For this reason, many of the methods that it exposes are unsafe and are wrapped by the main object and the event processors.

Performance

Turbine has not been tuned or optimized yet, and there are still a lot of ugly debug lines laying around. That said, it's already pretty darn fast.

On my Macbook Air, Turbine sustains ~30m messages per second between threads (passing 100m integers between tasks). In comparison, channels max out around 4-7m messages per second.

Perhaps more interesting is latency. Below is a log-log plot of latency (in nanoseconds) for Turbine and channels. Latency was measured by sending a single event and pausing for 10 microseconds, which helps assure that neither communication method is saturated with events. The test was repeated for 100m iterations.

Turbine averages around 512ns per message, while channels average around 32,000ns (32 microseconds). Because log-log plots are sometimes hard to interpret, here is a log-linear plot. The x-axis is still logarithmic, but the frequency on the y-axis is linear:

As you can see, there is a rather large difference between the two.
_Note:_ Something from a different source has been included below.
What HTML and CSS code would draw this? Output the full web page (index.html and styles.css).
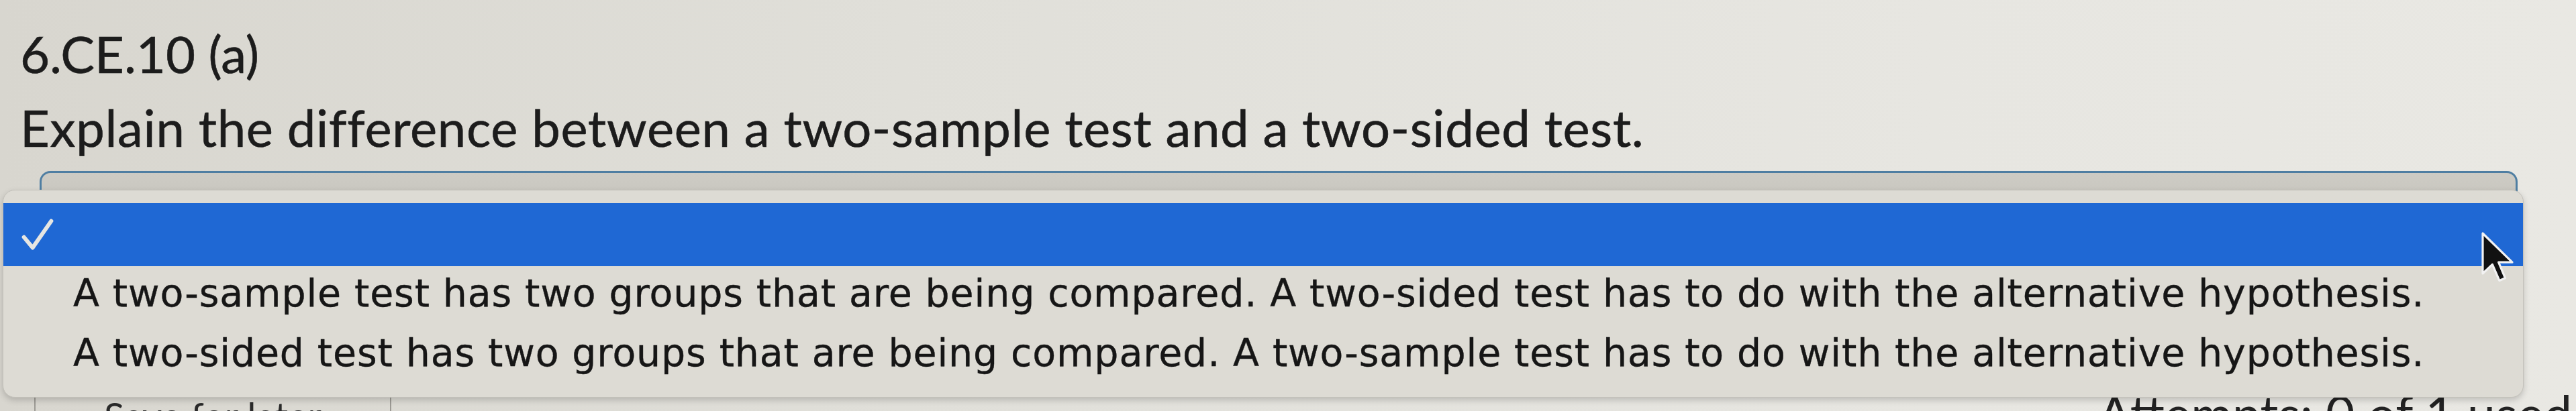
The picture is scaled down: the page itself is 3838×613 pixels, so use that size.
FILE: index.html
```html
<!DOCTYPE html>
<html lang="en">
<head>
<meta charset="utf-8">
<title>6.CE.10 (a)</title>
<link rel="stylesheet" href="styles.css">
</head>
<body>
<main class="page">
  <h1 class="qid">6.CE.10 (a)</h1>
  <p class="prompt">Explain the difference between a two-sample test and a two-sided test.</p>
  <div class="field">
    <div class="select-box"></div>
    <div class="menu" role="listbox">
      <div class="opt opt-selected" role="option">
        <svg class="check" viewBox="0 0 54 54" width="50" height="50" aria-hidden="true">
          <path d="M5 31 L19 48 L49 5" fill="none" stroke="#e6e6e2" stroke-width="6.5" stroke-linecap="round" stroke-linejoin="round"/>
        </svg>
      </div>
      <div class="opt" role="option">A two-sample test has two groups that are being compared. A two-sided test has to do with the alternative hypothesis.</div>
      <div class="opt" role="option">A two-sided test has two groups that are being compared. A two-sample test has to do with the alternative hypothesis.</div>
      <svg class="cursor" viewBox="-1 -1 13 20" width="52" height="80" aria-hidden="true">
        <path d="M0 0 L0 15 L3.6 11.6 L6.2 17.6 L8.4 16.7 L5.9 10.8 L11 10.8 Z" fill="#111" stroke="#f2f2f2" stroke-width="0.8" stroke-linejoin="round"/>
      </svg>
    </div>
  </div>
  <footer class="footer">
    <button class="btn" type="button">Save for later</button>
    <span class="attempts">Attempts: 0 of 1 used</span>
  </footer>
</main>
</body>
</html>
```

FILE: styles.css
```css
html, body {
  margin: 0;
  padding: 0;
  height: 613px;
  overflow: hidden;
}

body {
  background: linear-gradient(90deg, #d8d6cf 0%, #e0dfd9 35%, #e7e6e1 75%, #e9e8e3 100%);
  font-family: Lato, "Noto Sans", sans-serif;
  color: #1e1e1e;
}

.page {
  display: flex;
  flex-direction: column;
  padding-top: 25px;
}

.qid,
.prompt {
  margin: 0;
  padding-left: 30px;
  font-family: Lato, sans-serif;
  font-weight: 400;
  font-size: 76px;
  line-height: 110px;
  color: #1c1c1c;
  -webkit-text-stroke: 0.6px #1c1c1c;
}

.qid {
  letter-spacing: 0;
}

.prompt {
  letter-spacing: 0.7px;
}

.field {
  position: relative;
  margin-top: 10px;
}

.select-box {
  margin-left: 59px;
  width: 3692px;
  height: 66px;
  box-sizing: border-box;
  border: 3px solid #4f7ea2;
  border-radius: 16px;
  background: linear-gradient(180deg, #cdcbc4 0%, #c6c4bd 100%);
}

.menu {
  position: absolute;
  left: 4px;
  top: 28px;
  width: 3756px;
  box-sizing: border-box;
  padding: 19px 0 17px;
  background: #dddbd4;
  border: 1px solid #c3c1ba;
  border-radius: 18px;
  box-shadow: 0 4px 10px rgba(0, 0, 0, 0.18);
  font-family: "DejaVu Sans", Verdana, sans-serif;
  font-size: 57px;
  color: #161616;
}

.opt {
  height: 89px;
  line-height: 81px;
  padding-left: 104px;
  white-space: nowrap;
  letter-spacing: 0.85px;
  -webkit-text-stroke: 0.4px #161616;
}

.opt-selected {
  height: 94px;
  background: #1f68d4;
  padding-left: 26px;
  display: flex;
  align-items: center;
}

.check {
  display: block;
}

.cursor {
  position: absolute;
  left: 3690px;
  top: 60px;
}

.footer {
  display: flex;
  justify-content: space-between;
  align-items: flex-start;
  margin-top: 260px;
}

.btn {
  margin: 9px 0 0 51px;
  width: 532px;
  height: 80px;
  padding: 0;
  border: 2px solid #9c9a94;
  border-bottom: none;
  background: transparent;
  font-family: Lato, sans-serif;
  font-size: 56px;
  line-height: 56px;
  color: #2a2a2a;
  display: flex;
  justify-content: center;
  align-items: flex-start;
}

.attempts {
  margin-right: 6px;
  font-family: Lato, sans-serif;
  font-size: 75px;
  line-height: 70px;
  color: #222;
}
```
There is definitely tuning left to be done. The theoretical minimum latency on my test hardware is ~40ns, based on the latency of inter-core communication. Which means the current performance is about 4x slower than it could be...plenty of tuning to do!

Todo

  • Switch from Rust-Empty to Cargo
  • Performance tuning (in particular, cache invalidations)
  • Remove the need to allocate a new Slot for each write (e.g. write should return a Slot which can be reused).
  • Reuse existing slots in the buffer
  • Investigate using an "abstract class" structure instead of closures (see here for possible implementation)
  • More wait strategies
  • Configurable writer wait strategy (hardcoded busy-wait right now)
  • More tests. In particular, multi-EP dependency graphs have not really been validated
  • Multi-writer?
  • Continue work on "wrap-around" counter instead of monotonic?